Vor 20 Jahren war bei Plagiaten von Luxusuhren noch alleine das Design entscheidend. Die Optik sollte stimmen, aber weder die Materialien noch die Uhrwerke wurden entsprechend den originalen Uhren angepasst. Heute ist Edelstahl längst Standard in der Fälschungsindustrie, und bei den Werken zogen schnell die Nachbauten der gängigen, nicht mehr durch Patente geschützten, ETA-Kaliber ein. Neben den Kalibern ETA 2824-2, 2892, die Unitas-Baureihe 6497 und 6498 wird auch das ETA 7750 in den verschiedenen Varianten nachgebaut. Mit den Kalibern von Rolex gingen die Fabriken in Asien dazu über, auch Manufakturwerke nachzubauen. Die digitale Technologie ist dabei hilfreich – Bauteile können über einen 3D-Scan digitalisiert und dann einfach per CNC-Fräse und andere Anlagen repliziert werden. Mit mehreren Varianten des Rolex Kaliber 3135 gibt es schon seit Jahren – und sogar auf der Auktionsplattform eBay – gefälschte Luxusuhrwerke. Einen kleinen Donnerschlag gab das nachgebaute Rolex Kaliber 4130 aus dem Chronographen Daytona, dessen optische und technische Identität bei nahe 90 Prozent des Originals liegt und auch in der Lage ist, Profis im Uhrengeschäft zu täuschen.
Die jüngsten Entwicklungen aus China zeigen aber, mit welcher Vehemenz die Fabriken an neuen Uhrwerken arbeiten, um die Nähe der Fälschung zum Original noch weiter zu verstärken. Seit Frühjahr 2020 ist bekannt, dass die Manufaktur Jaeger-LeCoultre Opfer dieser Methoden geworden ist. Ein Nachbau des Jaeger-Kalibers 925-2 – ein hundertprozentiges Manufakturprodukt – ist mittlerweile in den Webshops der gängigen Plagiatehändler angekommen. Auf den ersten Blick ist das Uhrwerk baugleich, es ist unter anderem in der Kalenderuhr Master Ultra Thin Moon verbaut. Bisher gab es diese Uhr als Fälschung mit einem Uhrwerk auf der Basis des Miyota 9015, mit einem in China entwickelten Modul für die Mondphase sowie das Zeigerdatum. Ebenfalls zum Einsatz kommt das neue Werk in der Version 938-1 für das Modell Master Ultra Thin Réserve de Marche. Hier wurde ein Modul zur Anzeige der Gangreserve, ein Zeigerdatum sowie eine kleine Sekunden verbaut. Verantwortlich für den Nachbau ist die AZ Factory, deren geographische Lage allerdings ebenso unbekannt ist wie ihr Management.

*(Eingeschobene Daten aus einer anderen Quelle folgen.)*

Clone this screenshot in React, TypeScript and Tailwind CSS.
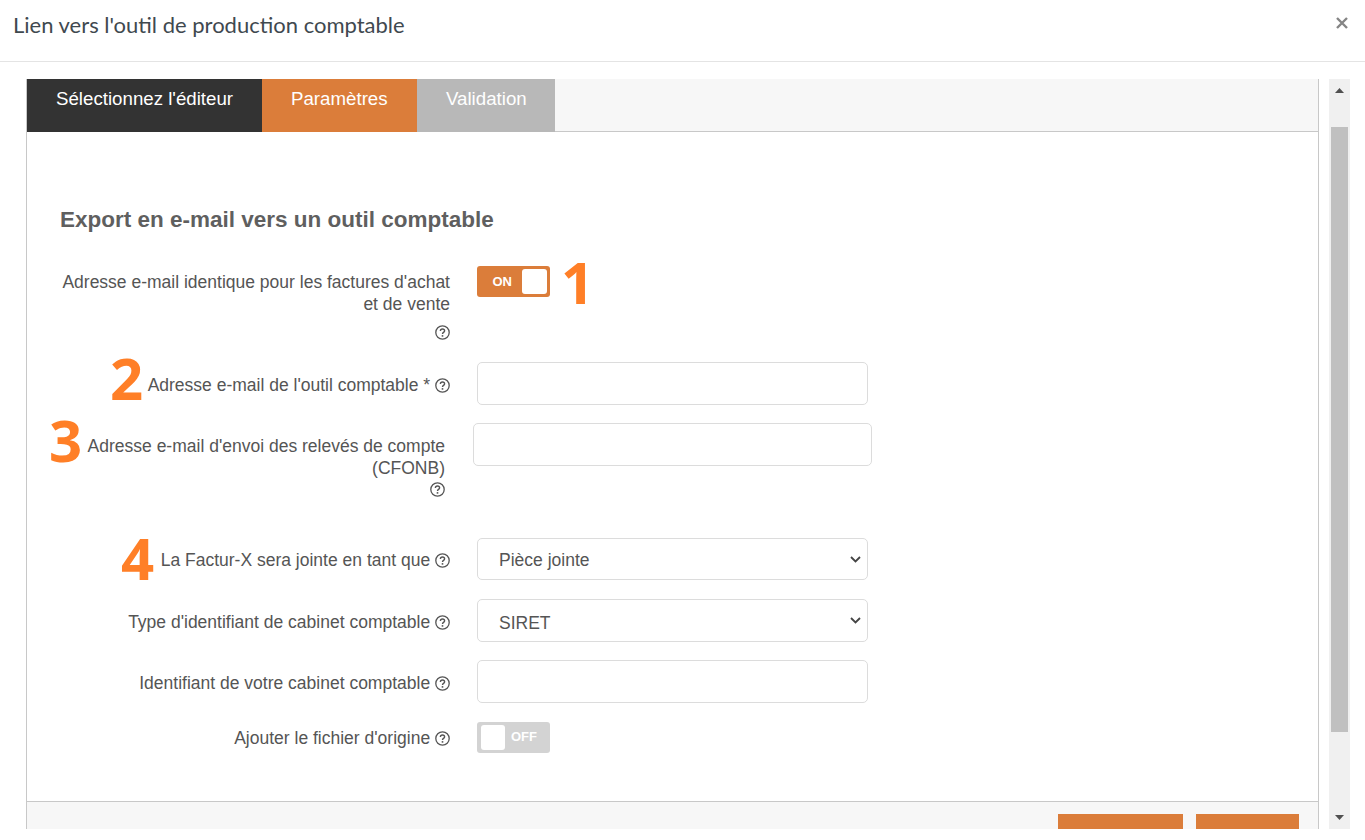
import React from 'react';

const HelpIcon = () => (
  <svg width="15" height="15" viewBox="0 0 15 15" fill="none" className="inline-block shrink-0 align-[-2px]">
    <circle cx="7.5" cy="7.5" r="6.7" stroke="#555" strokeWidth="1.3" />
    <path d="M5.4 5.9c0-1.2.9-1.9 2.1-1.9s2.1.7 2.1 1.8c0 1.6-2.1 1.6-2.1 3.1" stroke="#555" strokeWidth="1.4" />
    <rect x="6.7" y="10.1" width="1.6" height="1.6" fill="#555" />
  </svg>
);

const Marker = ({ children, className }: { children: React.ReactNode; className: string }) => (
  <span className={`absolute font-['Open_Sans',sans-serif] font-bold text-[#ff7f27] leading-none ${className}`}>{children}</span>
);

const Toggle = ({ on }: { on: boolean }) => (
  <div className={`w-[73px] h-[31px] rounded-[3px] flex items-center px-[3px] ${on ? 'bg-[#db7d3a] justify-end' : 'bg-[#d3d3d3]'}`}>
    {on ? (
      <>
        <span className="text-[13px] font-bold text-white mr-[10px]">ON</span>
        <span className="w-[25px] h-[25px] rounded-[3px] bg-white"></span>
      </>
    ) : (
      <>
        <span className="w-[24px] h-[25px] rounded-[3px] bg-white ml-[1px]"></span>
        <span className="text-[13px] font-bold text-white ml-[6px] -mt-[2px]">OFF</span>
      </>
    )}
  </div>
);

const TextInput = ({ className = 'w-[391px]' }: { className?: string }) => (
  <input type="text" className={`h-[43px] rounded-[5px] border border-[#dcdcdc] bg-white ${className}`} />
);

const SelectInput = ({ value, className = 'h-[43px] pt-[5px]' }: { value: string; className?: string }) => (
  <div className="relative w-[391px]">
    <select
      defaultValue={value}
      className={`block w-full appearance-none rounded-[5px] border border-[#dcdcdc] bg-white pl-[21px] text-[#555] ${className}`}
    >
      <option>{value}</option>
    </select>
    <svg width="11" height="7" viewBox="0 0 11 7" fill="none" className="absolute right-[7px] top-[18px] pointer-events-none">
      <path d="M1 1l4.5 4.5L10 1" stroke="#444" strokeWidth="1.8" />
    </svg>
  </div>
);

const App: React.FC = () => {
  return (
    <div className="h-[829px] bg-white overflow-hidden font-['Liberation_Sans',Arial,sans-serif] text-[17.5px] text-[#555]">
      {/* Header */}
      <div className="h-[62px] border-b border-[#e4e4e4] pl-[13px] pr-[17px] flex justify-between items-start">
        <h4 className="mt-[11px] font-['Lato',sans-serif] text-[22px] leading-[28px] text-[#3f494f]">
          Lien vers l'outil de production comptable
        </h4>
        <svg width="12" height="12" viewBox="0 0 12 12" className="mt-[17px]">
          <path d="M1 1l10 10M11 1L1 11" stroke="#858585" strokeWidth="2.4" />
        </svg>
      </div>

      <div className="flex h-[750px] mt-[17px] pl-[26px]">
        {/* Wizard */}
        <div className="w-[1293px] h-full border-x border-[#c8c8c8] flex flex-col">
          <div className="flex h-[53px] shrink-0 bg-[#f7f7f7] border-b border-[#c8c8c8] text-white text-[18.7px]">
            <div className="w-[235px] h-[53px] bg-[#333333] pl-[29px] pt-[6px]">Sélectionnez l'éditeur</div>
            <div className="w-[155px] h-[53px] bg-[#db7d3a] pl-[29px] pt-[6px]">Paramètres</div>
            <div className="w-[138px] h-[53px] bg-[#b8b8b8] pl-[29px] pt-[6px]">Validation</div>
          </div>

          <div className="relative flex-1 pl-[33px]">
            <h3 className="mt-[76px] text-[22.5px] leading-[24px] font-bold text-[#5f5f5f]">Export en e-mail vers un outil comptable</h3>

            <div className="relative mt-[34px] flex">
              <Marker className="left-[501px] -top-[13px] text-[58px]">1</Marker>
              <div className="w-[390px] pt-[5px] text-right leading-[22px]">
                <div>Adresse e-mail identique pour les factures d'achat<br />et de vente</div>
                <div className="mt-[6px] h-[22px]"><HelpIcon /></div>
              </div>
              <div className="ml-[27px]"><Toggle on /></div>
            </div>

            <div className="relative mt-[19px] flex">
              <Marker className="left-[50px] -top-[13px] text-[58px]">2</Marker>
              <div className="w-[390px] pt-[12px] text-right leading-[22px]">Adresse e-mail de l'outil comptable * <HelpIcon /></div>
              <div className="ml-[27px]"><TextInput /></div>
            </div>

            <div className="relative mt-[18px] flex">
              <Marker className="-left-[11px] -top-[12px] text-[58px]">3</Marker>
              <div className="w-[385px] pt-[12px] text-right leading-[22px]">
                <div>Adresse e-mail d'envoi des relevés de compte<br />(CFONB)</div>
                <div className="h-[22px] -mt-[1px]"><HelpIcon /></div>
              </div>
              <div className="ml-[28px]"><TextInput className="w-[399px]" /></div>
            </div>

            <div className="relative mt-[38px] flex">
              <Marker className="left-[61px] -top-[9px] text-[58px]">4</Marker>
              <div className="w-[390px] pt-[11px] text-right leading-[22px]">La Factur-X sera jointe en tant que <HelpIcon /></div>
              <div className="ml-[27px]"><SelectInput value="Pièce jointe" className="h-[42px] pt-[3px]" /></div>
            </div>

            <div className="mt-[19px] flex">
              <div className="w-[390px] pt-[12px] text-right leading-[22px]">Type d'identifiant de cabinet comptable <HelpIcon /></div>
              <div className="ml-[27px]"><SelectInput value="SIRET" /></div>
            </div>

            <div className="mt-[18px] flex">
              <div className="w-[390px] pt-[12px] text-right leading-[22px]">Identifiant de votre cabinet comptable <HelpIcon /></div>
              <div className="ml-[27px]"><TextInput /></div>
            </div>

            <div className="mt-[19px] flex">
              <div className="w-[390px] pt-[5px] text-right leading-[22px]">Ajouter le fichier d'origine <HelpIcon /></div>
              <div className="ml-[27px]"><Toggle on={false} /></div>
            </div>
          </div>

          {/* Footer */}
          <div className="h-[28px] shrink-0 overflow-hidden bg-[#f7f7f7] border-t border-[#c8c8c8] flex justify-end gap-[13px] pr-[19px] pt-[12px]">
            <div className="w-[125px] h-[40px] bg-[#db7d3a]"></div>
            <div className="w-[103px] h-[40px] bg-[#db7d3a]"></div>
          </div>
        </div>

        {/* Scrollbar */}
        <div className="ml-[10px] w-[21px] h-full bg-[#f0f0f0] flex flex-col items-center">
          <div className="h-[48px] w-full flex justify-center pt-[9px]">
            <svg width="9" height="5" viewBox="0 0 9 5"><path d="M4.5 0L9 5H0z" fill="#505050" /></svg>
          </div>
          <div className="w-[17px] h-[605px] bg-[#c0c0c0]"></div>
          <div className="flex-1 w-full flex justify-center items-end pb-[9px]">
            <svg width="9" height="5" viewBox="0 0 9 5"><path d="M0 0h9L4.5 5z" fill="#505050" /></svg>
          </div>
        </div>
      </div>
    </div>
  );
};

export default App;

Mit dem neuen Uhrwerk – dem Klon des Kalibers 925 – müssen Uhrenkenner bei diesem Modell schon sehr genau hinsehen, um die Unterschiede noch erkennen zu können. Ohne ein Vergleichsmodell, das sicher aus der Schweizer Fertigung in Le Sentier kommt, ist die Aufdeckung des Plagiats kaum möglich. Neben der korrekten Taktfrequenz von 28.800 A/h sind auch alle anderen Merkmale des Uhrwerks übernommen, auch die verschiedenen Zierschliffe auf den Brücken und Kloben. Einzig an der Feinregulierung scheitern die chinesischen Hersteller noch – wie bei den Nachbauten der Rolex-Werke 3135 und 4130 auch. Sämtliche Luxushersteller in diesem Bereich arbeiten mit einer rückerlosen Regulierung, die über Gewichtsschrauben auf dem Unruhreif arbeitet. Die Unruhspirale ist hier daher nur am Endpunkt mit dem Spiralklötzchenträger verbunden. Dieser Mechanismus ist offenbar im Nachbau zu aufwendig, daher verfügt auch das gefälschte Jaeger-LeCoultre-Werk über einen separaten Rücker und einen Spiralklötzchenträger. Dieser Bereich sollte also beim Kauf einer solchen Uhr von einem Nicht-Konzessionär genau geprüft werden.
Insgesamt ist zu erwarten, dass in den kommenden Monaten noch weitere gefälschte Uhrwerke unterschiedlicher Hersteller auf den Markt kommen werden. Die Identifikation der gefälschten Luxusuhren wird damit immer schwerer und erhöht die Gefahr, im Graumarkt einer solchen Uhr auf den Leim zu gehen. Hersteller wie Rolex sind mittlerweile dazu übergegangen, Konzessionäre und Uhrmacher entsprechend zu schulen. Mit dabei sind immer ein paar Beispieluhren aus der Replika-Szene, an denen die Fachkräfte ihre Expertise ausbauen können.